The factor model produces a significant improvement over our original paper. These returns were driven in large part by tremendous equity returns after crises. By comparison, as seen in the figure below, the S&P 500 has delivered more muted 12-month forward returns in all the instances since 2002 when drawdowns exceeded 20%.

Figure 3: 12M FWD Returns in Global Crises

Source: Refinitiv, MSCI, Capital IQ, Ken French Data Library, Verdad

This model would also work as a buy-and-hold strategy, though with very high volatility. Below we compare its performance to that of EM Ken French Large Value, MSCI EM Value excluding China, and the S&P 500.

Figure 4: Performance Indicators by Buy-and-Hold Strategy (6/2002 – 6/2021)

Source: Refinitiv, Capital IQ, MSCI, Ken French Data Library, Verdad

The model works so well in large part because it dramatically shifts geographic exposures, as there’s almost always an EM crisis happening somewhere. Below we show how the regional concentration of the Verdad Factor Model portfolio shifted from Latin America in the 2000s to Asia in the 2010s.

Figure 5: Verdad Factor Model Regional Exposure Breakdown

Source: Refinitiv, Verdad

But while investing after major crises seems relatively reliable, the buy-and-hold strategy has gone through protracted periods of underperformance compared to US equities. The last decade, and especially the period from 2018 to 2020, was particularly painful to the factor model.

In addition, the risk of Black Swan events in emerging markets is much higher compared to developed ones. One must look no further than the Russian invasion of Ukraine. Even though our model would have allocated only 2% to Russia coming into 2022, it would have resulted in a mark down to zero for that name.

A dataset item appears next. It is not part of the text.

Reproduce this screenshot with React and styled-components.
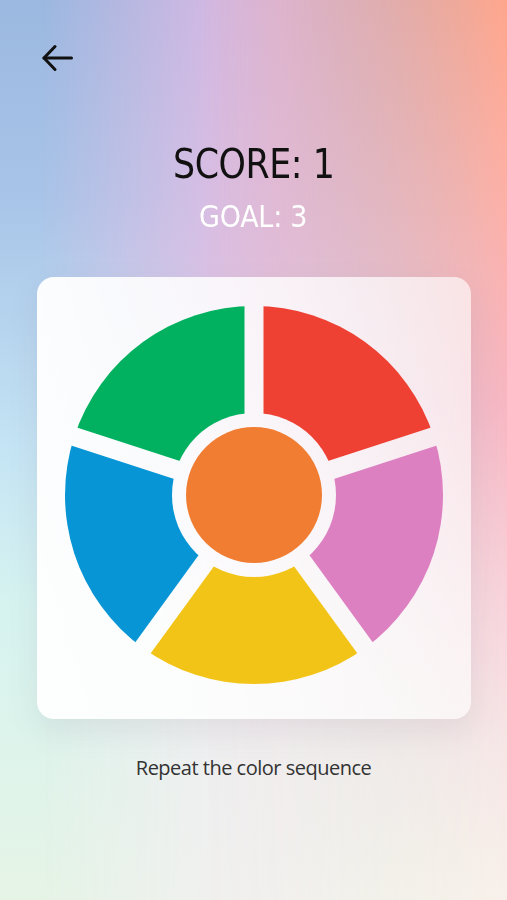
import React from 'react';
import styled, { createGlobalStyle } from 'styled-components';

const GlobalStyle = createGlobalStyle`
  html, body {
    margin: 0;
    padding: 0;
  }
  body {
    font-family: 'DejaVu Sans', 'Liberation Sans', sans-serif;
  }
`;

const Page = styled.div`
  position: relative;
  width: 507px;
  height: 900px;
  overflow: hidden;
  background: linear-gradient(180deg, #9bb8e0 0%, #a8c4e8 22%, #c5e4f4 50%, #d6f3f0 67%, #e6f4e6 100%);

  &::before,
  &::after {
    content: '';
    position: absolute;
    inset: 0;
  }

  /* lavender middle band */
  &::before {
    background: linear-gradient(180deg, #d2b8e2 0%, #d9bfe4 28%, #e6dcec 55%, #eeeef0 75%, #f0f0ef 100%);
    mask-image: linear-gradient(90deg, transparent 8%, #000 42%, #000 55%, transparent 92%);
  }

  /* peach / pink right side */
  &::after {
    background: linear-gradient(180deg, #ffa68c 0%, #fdb0a6 22%, #f7b6c2 45%, #f8d3db 67%, #f6e6e6 83%, #f8f0ea 100%);
    mask-image: linear-gradient(90deg, transparent 40%, #000 100%);
  }
`;

const Content = styled.div`
  position: relative;
  z-index: 1;
  display: flex;
  flex-direction: column;
  align-items: center;
`;

const TopBar = styled.div`
  align-self: stretch;
  display: flex;
  padding: 44px 0 0 42px;
  height: 28px;
`;

const BackButton = styled.button`
  border: none;
  background: none;
  padding: 0;
  cursor: pointer;
  display: flex;
`;

const Score = styled.h1`
  margin: 68px 0 0;
  font-size: 40px;
  font-weight: 400;
  line-height: 48px;
  color: #111;
  letter-spacing: -0.5px;
  transform: scaleX(0.87);
`;

const Goal = styled.h2`
  margin: 11px 0 0;
  font-size: 30px;
  font-weight: 400;
  line-height: 36px;
  color: #fff;
  letter-spacing: -0.3px;
  transform: scaleX(0.9);
`;

const Card = styled.div`
  margin-top: 42px;
  width: 378px;
  padding: 29px 28px 35px;
  border-radius: 17px;
  background: linear-gradient(90deg, rgba(255, 255, 255, 0.95) 0%, rgba(255, 255, 255, 0.82) 50%, rgba(255, 255, 255, 0.62) 100%);
  box-shadow: 0 12px 30px rgba(120, 110, 130, 0.12);
  display: flex;
  justify-content: center;
`;

const Hint = styled.p`
  margin: 35px 0 0;
  font-family: 'Open Sans', 'Noto Sans', sans-serif;
  font-size: 20px;
  color: #333;
  letter-spacing: -0.5px;
`;

const R = 189;
const INNER = 82;
const CORE = 68;
const GAP = 19;

const segments = [
  { color: '#ee4033', from: -90, to: -18 },
  { color: '#dc80c1', from: -18, to: 54 },
  { color: '#f3c418', from: 54, to: 126 },
  { color: '#0895d5', from: 126, to: 198 },
  { color: '#02b15f', from: 198, to: 270 },
];

const rad = (d) => (d * Math.PI) / 180;
const pt = (d, r) => `${(r * Math.cos(rad(d))).toFixed(2)} ${(r * Math.sin(rad(d))).toFixed(2)}`;

function Wheel() {
  return (
    <svg width={R * 2} height={R * 2} viewBox={`${-R} ${-R} ${R * 2} ${R * 2}`}>
      <defs>
        <mask id="wheel-gaps">
          <rect x={-R} y={-R} width={R * 2} height={R * 2} fill="#fff" />
          {segments.map((s) => (
            <line
              key={s.from}
              x1="0"
              y1="0"
              x2={(R + 10) * Math.cos(rad(s.from))}
              y2={(R + 10) * Math.sin(rad(s.from))}
              stroke="#000"
              strokeWidth={GAP}
            />
          ))}
          <circle r={INNER} fill="#000" />
        </mask>
      </defs>
      <g mask="url(#wheel-gaps)">
        {segments.map((s) => (
          <path
            key={s.color}
            fill={s.color}
            d={`M0 0 L${pt(s.from, R)} A${R} ${R} 0 0 1 ${pt(s.to, R)} Z`}
          />
        ))}
      </g>
      <circle r={CORE} fill="#f17d33" />
    </svg>
  );
}

export default function App() {
  return (
    <>
      <GlobalStyle />
      <Page>
        <Content>
          <TopBar>
            <BackButton aria-label="Back">
              <svg width="31" height="28" viewBox="0 0 31 28" fill="none" stroke="#111" strokeWidth="3" strokeLinecap="round" strokeLinejoin="round">
                <path d="M29.5 14H2" />
                <path d="M13 2.5L2 14l11 11.5" />
              </svg>
            </BackButton>
          </TopBar>
          <Score>SCORE: 1</Score>
          <Goal>GOAL: 3</Goal>
          <Card>
            <Wheel />
          </Card>
          <Hint>Repeat the color sequence</Hint>
        </Content>
      </Page>
    </>
  );
}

But for the brave, there are quite interesting value opportunities to be had. As of March 31, 2022, the average EBITDA multiple in our portfolio would have been a whopping 1x, with $2B in average market cap. In other words, this would have been a small value strategy capped at $250M max capacity. Not an easy one to execute, especially with 80% allocation to Asian stocks. As we said, this is for the bravest among us.